**DATA EXCERPT**

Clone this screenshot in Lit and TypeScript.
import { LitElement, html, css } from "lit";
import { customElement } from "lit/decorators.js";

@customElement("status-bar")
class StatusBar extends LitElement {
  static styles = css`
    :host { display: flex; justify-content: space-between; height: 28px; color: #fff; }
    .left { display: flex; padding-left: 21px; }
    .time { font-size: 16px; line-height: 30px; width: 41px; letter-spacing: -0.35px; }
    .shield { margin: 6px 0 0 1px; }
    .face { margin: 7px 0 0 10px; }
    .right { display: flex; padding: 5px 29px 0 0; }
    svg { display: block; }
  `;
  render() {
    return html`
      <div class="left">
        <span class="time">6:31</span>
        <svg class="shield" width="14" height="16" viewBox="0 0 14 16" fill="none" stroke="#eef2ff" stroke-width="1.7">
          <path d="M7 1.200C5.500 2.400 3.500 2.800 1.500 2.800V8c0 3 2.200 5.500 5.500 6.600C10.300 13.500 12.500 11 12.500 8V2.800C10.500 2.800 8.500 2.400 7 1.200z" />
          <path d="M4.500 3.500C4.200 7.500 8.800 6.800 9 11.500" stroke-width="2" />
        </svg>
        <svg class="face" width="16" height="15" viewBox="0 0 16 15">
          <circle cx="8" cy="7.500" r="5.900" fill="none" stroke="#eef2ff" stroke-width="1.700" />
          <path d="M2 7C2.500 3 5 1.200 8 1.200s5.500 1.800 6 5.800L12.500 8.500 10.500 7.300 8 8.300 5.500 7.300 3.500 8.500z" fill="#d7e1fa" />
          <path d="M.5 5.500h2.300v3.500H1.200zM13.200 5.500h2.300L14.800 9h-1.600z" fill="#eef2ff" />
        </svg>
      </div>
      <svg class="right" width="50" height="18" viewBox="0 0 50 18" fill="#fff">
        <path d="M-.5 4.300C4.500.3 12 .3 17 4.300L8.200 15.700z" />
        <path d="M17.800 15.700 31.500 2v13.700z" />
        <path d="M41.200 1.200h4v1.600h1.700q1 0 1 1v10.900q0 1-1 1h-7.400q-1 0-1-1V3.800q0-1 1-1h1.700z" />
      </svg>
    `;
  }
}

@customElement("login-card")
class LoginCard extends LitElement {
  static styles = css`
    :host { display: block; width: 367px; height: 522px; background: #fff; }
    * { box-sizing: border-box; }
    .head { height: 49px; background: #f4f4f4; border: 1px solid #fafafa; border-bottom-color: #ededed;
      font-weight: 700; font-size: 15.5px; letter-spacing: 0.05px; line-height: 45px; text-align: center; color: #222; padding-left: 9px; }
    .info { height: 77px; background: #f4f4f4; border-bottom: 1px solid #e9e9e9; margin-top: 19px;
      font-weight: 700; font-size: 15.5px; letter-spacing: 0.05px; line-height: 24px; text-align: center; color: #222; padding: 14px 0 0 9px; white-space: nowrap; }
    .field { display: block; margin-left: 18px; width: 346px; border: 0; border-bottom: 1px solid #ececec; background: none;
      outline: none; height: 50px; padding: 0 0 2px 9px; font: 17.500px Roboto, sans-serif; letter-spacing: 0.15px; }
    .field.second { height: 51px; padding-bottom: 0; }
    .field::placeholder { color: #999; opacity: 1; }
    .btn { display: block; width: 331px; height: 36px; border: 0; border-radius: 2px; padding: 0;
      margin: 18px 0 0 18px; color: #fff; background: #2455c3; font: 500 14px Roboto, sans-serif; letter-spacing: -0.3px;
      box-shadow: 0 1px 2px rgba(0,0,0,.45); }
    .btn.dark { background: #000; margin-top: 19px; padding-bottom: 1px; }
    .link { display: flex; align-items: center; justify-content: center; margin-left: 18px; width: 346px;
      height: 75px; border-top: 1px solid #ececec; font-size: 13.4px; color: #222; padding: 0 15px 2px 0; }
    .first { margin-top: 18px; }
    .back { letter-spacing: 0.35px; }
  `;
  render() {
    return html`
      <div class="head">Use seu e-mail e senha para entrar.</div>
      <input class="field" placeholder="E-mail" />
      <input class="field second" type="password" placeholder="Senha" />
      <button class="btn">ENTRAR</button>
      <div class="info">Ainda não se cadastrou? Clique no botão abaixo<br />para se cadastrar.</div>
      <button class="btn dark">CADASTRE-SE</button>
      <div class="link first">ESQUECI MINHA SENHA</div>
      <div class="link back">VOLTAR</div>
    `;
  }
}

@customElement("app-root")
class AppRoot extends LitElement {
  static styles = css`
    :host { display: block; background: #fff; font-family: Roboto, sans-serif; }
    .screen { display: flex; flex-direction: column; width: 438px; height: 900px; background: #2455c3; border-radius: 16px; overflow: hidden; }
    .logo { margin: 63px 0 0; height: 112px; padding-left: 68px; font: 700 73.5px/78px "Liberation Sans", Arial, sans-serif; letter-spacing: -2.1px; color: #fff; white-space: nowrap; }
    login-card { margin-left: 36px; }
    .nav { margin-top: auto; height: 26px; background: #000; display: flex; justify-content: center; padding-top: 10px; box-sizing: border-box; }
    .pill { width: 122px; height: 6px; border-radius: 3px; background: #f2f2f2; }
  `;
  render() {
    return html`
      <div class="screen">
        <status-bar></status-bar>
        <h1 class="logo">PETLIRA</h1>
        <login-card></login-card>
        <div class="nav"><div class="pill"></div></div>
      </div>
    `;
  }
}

**WHAT NEEDS TO BE DONE**
Print the material once more, exactly.

**IN RESPONSE**
Clone this screenshot in Lit and TypeScript.
import { LitElement, html, css } from "lit";
import { customElement } from "lit/decorators.js";

@customElement("status-bar")
class StatusBar extends LitElement {
  static styles = css`
    :host { display: flex; justify-content: space-between; height: 28px; color: #fff; }
    .left { display: flex; padding-left: 21px; }
    .time { font-size: 16px; line-height: 30px; width: 41px; letter-spacing: -0.35px; }
    .shield { margin: 6px 0 0 1px; }
    .face { margin: 7px 0 0 10px; }
    .right { display: flex; padding: 5px 29px 0 0; }
    svg { display: block; }
  `;
  render() {
    return html`
      <div class="left">
        <span class="time">6:31</span>
        <svg class="shield" width="14" height="16" viewBox="0 0 14 16" fill="none" stroke="#eef2ff" stroke-width="1.7">
          <path d="M7 1.200C5.500 2.400 3.500 2.800 1.500 2.800V8c0 3 2.200 5.500 5.500 6.600C10.300 13.500 12.500 11 12.500 8V2.800C10.500 2.800 8.500 2.400 7 1.200z" />
          <path d="M4.500 3.500C4.200 7.500 8.800 6.800 9 11.500" stroke-width="2" />
        </svg>
        <svg class="face" width="16" height="15" viewBox="0 0 16 15">
          <circle cx="8" cy="7.500" r="5.900" fill="none" stroke="#eef2ff" stroke-width="1.700" />
          <path d="M2 7C2.500 3 5 1.200 8 1.200s5.500 1.800 6 5.800L12.500 8.500 10.500 7.300 8 8.300 5.500 7.300 3.500 8.500z" fill="#d7e1fa" />
          <path d="M.5 5.500h2.300v3.500H1.200zM13.200 5.500h2.300L14.800 9h-1.600z" fill="#eef2ff" />
        </svg>
      </div>
      <svg class="right" width="50" height="18" viewBox="0 0 50 18" fill="#fff">
        <path d="M-.5 4.300C4.500.3 12 .3 17 4.300L8.200 15.700z" />
        <path d="M17.800 15.700 31.500 2v13.700z" />
        <path d="M41.200 1.200h4v1.600h1.700q1 0 1 1v10.900q0 1-1 1h-7.400q-1 0-1-1V3.800q0-1 1-1h1.700z" />
      </svg>
    `;
  }
}

@customElement("login-card")
class LoginCard extends LitElement {
  static styles = css`
    :host { display: block; width: 367px; height: 522px; background: #fff; }
    * { box-sizing: border-box; }
    .head { height: 49px; background: #f4f4f4; border: 1px solid #fafafa; border-bottom-color: #ededed;
      font-weight: 700; font-size: 15.5px; letter-spacing: 0.05px; line-height: 45px; text-align: center; color: #222; padding-left: 9px; }
    .info { height: 77px; background: #f4f4f4; border-bottom: 1px solid #e9e9e9; margin-top: 19px;
      font-weight: 700; font-size: 15.5px; letter-spacing: 0.05px; line-height: 24px; text-align: center; color: #222; padding: 14px 0 0 9px; white-space: nowrap; }
    .field { display: block; margin-left: 18px; width: 346px; border: 0; border-bottom: 1px solid #ececec; background: none;
      outline: none; height: 50px; padding: 0 0 2px 9px; font: 17.500px Roboto, sans-serif; letter-spacing: 0.15px; }
    .field.second { height: 51px; padding-bottom: 0; }
    .field::placeholder { color: #999; opacity: 1; }
    .btn { display: block; width: 331px; height: 36px; border: 0; border-radius: 2px; padding: 0;
      margin: 18px 0 0 18px; color: #fff; background: #2455c3; font: 500 14px Roboto, sans-serif; letter-spacing: -0.3px;
      box-shadow: 0 1px 2px rgba(0,0,0,.45); }
    .btn.dark { background: #000; margin-top: 19px; padding-bottom: 1px; }
    .link { display: flex; align-items: center; justify-content: center; margin-left: 18px; width: 346px;
      height: 75px; border-top: 1px solid #ececec; font-size: 13.4px; color: #222; padding: 0 15px 2px 0; }
    .first { margin-top: 18px; }
    .back { letter-spacing: 0.35px; }
  `;
  render() {
    return html`
      <div class="head">Use seu e-mail e senha para entrar.</div>
      <input class="field" placeholder="E-mail" />
      <input class="field second" type="password" placeholder="Senha" />
      <button class="btn">ENTRAR</button>
      <div class="info">Ainda não se cadastrou? Clique no botão abaixo<br />para se cadastrar.</div>
      <button class="btn dark">CADASTRE-SE</button>
      <div class="link first">ESQUECI MINHA SENHA</div>
      <div class="link back">VOLTAR</div>
    `;
  }
}

@customElement("app-root")
class AppRoot extends LitElement {
  static styles = css`
    :host { display: block; background: #fff; font-family: Roboto, sans-serif; }
    .screen { display: flex; flex-direction: column; width: 438px; height: 900px; background: #2455c3; border-radius: 16px; overflow: hidden; }
    .logo { margin: 63px 0 0; height: 112px; padding-left: 68px; font: 700 73.5px/78px "Liberation Sans", Arial, sans-serif; letter-spacing: -2.1px; color: #fff; white-space: nowrap; }
    login-card { margin-left: 36px; }
    .nav { margin-top: auto; height: 26px; background: #000; display: flex; justify-content: center; padding-top: 10px; box-sizing: border-box; }
    .pill { width: 122px; height: 6px; border-radius: 3px; background: #f2f2f2; }
  `;
  render() {
    return html`
      <div class="screen">
        <status-bar></status-bar>
        <h1 class="logo">PETLIRA</h1>
        <login-card></login-card>
        <div class="nav"><div class="pill"></div></div>
      </div>
    `;
  }
}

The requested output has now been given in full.